Their intentions are usually good. A lot of things they propose usually end up being adopted by the community at large (just not their implementation). They seem to just yank everyone's chain a little too hard in the direction we're eventually going to go and we all resent them for that.
Off the top of my head, there was Upstart (init system), there was unity (desktop), and now snaps (containerized packaging). All of these were good ideas but implemented poorly and with a general lack of support from the community. In almost each case in the past what's happened is that once they run out of developers who champion the tech, they eventually get onboard with whatever Debian and Rhel are doing once they were caught up and settled.
Valve's lack of interest in maintaining the snap makes sense. The development on the Ubuntu platform is very opinionated in a way where the developers of the software (valve) really want nothing to do with Canonicals snaps.
On another note: my favorite thing about the Ubuntu server was LXD + ZFS integration. Both have been snapified. It was incredibly useful and stable. Stephane Graber has forked the project now into INCUS. It looks very promising.
This might be an unpopular opinion but I really don't get this trend of wanting to containerized just about everything, it feels like a FOTM rather than doing something that makes sense.
I mean, containers are fantastic tools and can help solve compatibility problems and make things more secure, especially on servers, but putting everything into containers on the desktop doesn't make any sense to me.
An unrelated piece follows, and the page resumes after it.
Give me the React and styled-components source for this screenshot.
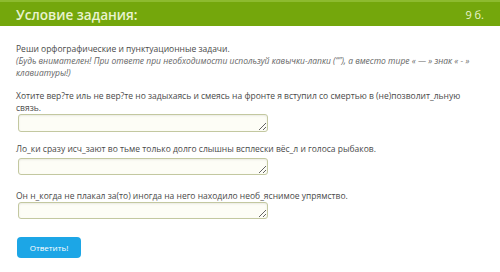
import React from "react";
import styled, { createGlobalStyle } from "styled-components";

const Global = createGlobalStyle`
  html, body { margin: 0; padding: 0; background: #fff; }
  body { font-family: "Open Sans", "Noto Sans", sans-serif; }
`;

const Page = styled.div`
  width: 500px;
  height: 272px;
  overflow: hidden;
  background: #fff;
`;

const Header = styled.div`
  height: 24px;
  border-top: 2px solid #8dbb2f;
  background: #74a70c;
  display: flex;
  align-items: center;
  justify-content: space-between;
  padding: 0 16px;
`;

const Title = styled.div`
  color: #e9f3cf;
  font-size: 13.6px;
  font-weight: 600;
`;

const Score = styled.div`
  color: #e9f3cf;
  font-size: 11px;
`;

const Body = styled.div`
  padding: 17px 16px 0 16px;
  color: #4a4a4a;
  font-size: 8.5px;
  line-height: 12px;
`;

const Intro = styled.p`
  margin: 0;
`;

const Note = styled.em`
  display: block;
  color: #666;
`;

const Question = styled.div`
  margin-top: ${(p) => p.$top}px;
`;

const Answer = styled.textarea`
  display: block;
  box-sizing: border-box;
  margin: ${(p) => p.$top}px 0 0 2px;
  width: 250px;
  height: ${(p) => p.$h}px;
  border: 1px solid #c3c8a0;
  border-radius: 3px;
  background: #fdfdf6;
  box-shadow: inset 0 1px 2px rgba(0, 0, 0, 0.08);
  resize: vertical;
  font-family: inherit;
  font-size: 9px;
  padding: 2px 4px;
`;

const Button = styled.button`
  margin: 18px 0 0 1px;
  width: 64px;
  height: 21px;
  border: none;
  border-radius: 4px;
  background: #1ca6e6;
  color: #fff;
  font-family: inherit;
  font-size: 8px;
  cursor: pointer;
`;

export default function App() {
  return (
    <Page>
      <Global />
      <Header>
        <Title>Условие задания:</Title>
        <Score>9 б.</Score>
      </Header>
      <Body>
        <Intro>
          Реши орфографические и пунктуационные задачи.
          <Note>
            (Будь внимателен! При ответе при необходимости используй кавычки-лапки (“”), а вместо тире « — » знак « - »
            клавиатуры!)
          </Note>
        </Intro>
        <Question $top={11}>
          Хотите вер?те иль не вер?те но задыхаясь и смеясь на фронте я вступил со смертью в (не)позволит_льную связь.
        </Question>
        <Answer $top={0} $h={18} />
        <Question $top={11}>
          Ло_ки сразу исч_зают во тьме только долго слышны всплески вёс_л и голоса рыбаков.
        </Question>
        <Answer $top={3} $h={17} />
        <Question $top={15}>
          Он н_когда не плакал за(то) иногда на него находило необ_яснимое упрямство.
        </Question>
        <Answer $top={0} $h={17} />
        <Button>Ответить!</Button>
      </Body>
    </Page>
  );
}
One of the big advantages Linux always had over Windows is shared components, so packages are much smaller and updating the whole system is way faster, if every single application comes with its own stuff (like it does on Windows) you lose that advantage.
Ubuntu's obsession with snaps is one of the reasons I stopped using it years ago, I don't want containers forced upon me, I want to be free to decide if/when to use them (I prefer flatpack and appimage).
Debian derivatives that don't "reinvent the wheel" is the way to go for me, I've been using Linux MX on my gaming desktop and LMDE on laptop for years and I couldn't be happier, no problem whatsoever with Steam either.
I agree with a lot of your points but I do think containers a great solution.
I've been a really big fan of Universal Blue lately. It presents a strong argument for containerizing everything. Your core is immutable and atomic which makes upgrades seamless. User land lives in a container and just gets layered back on top afterwards.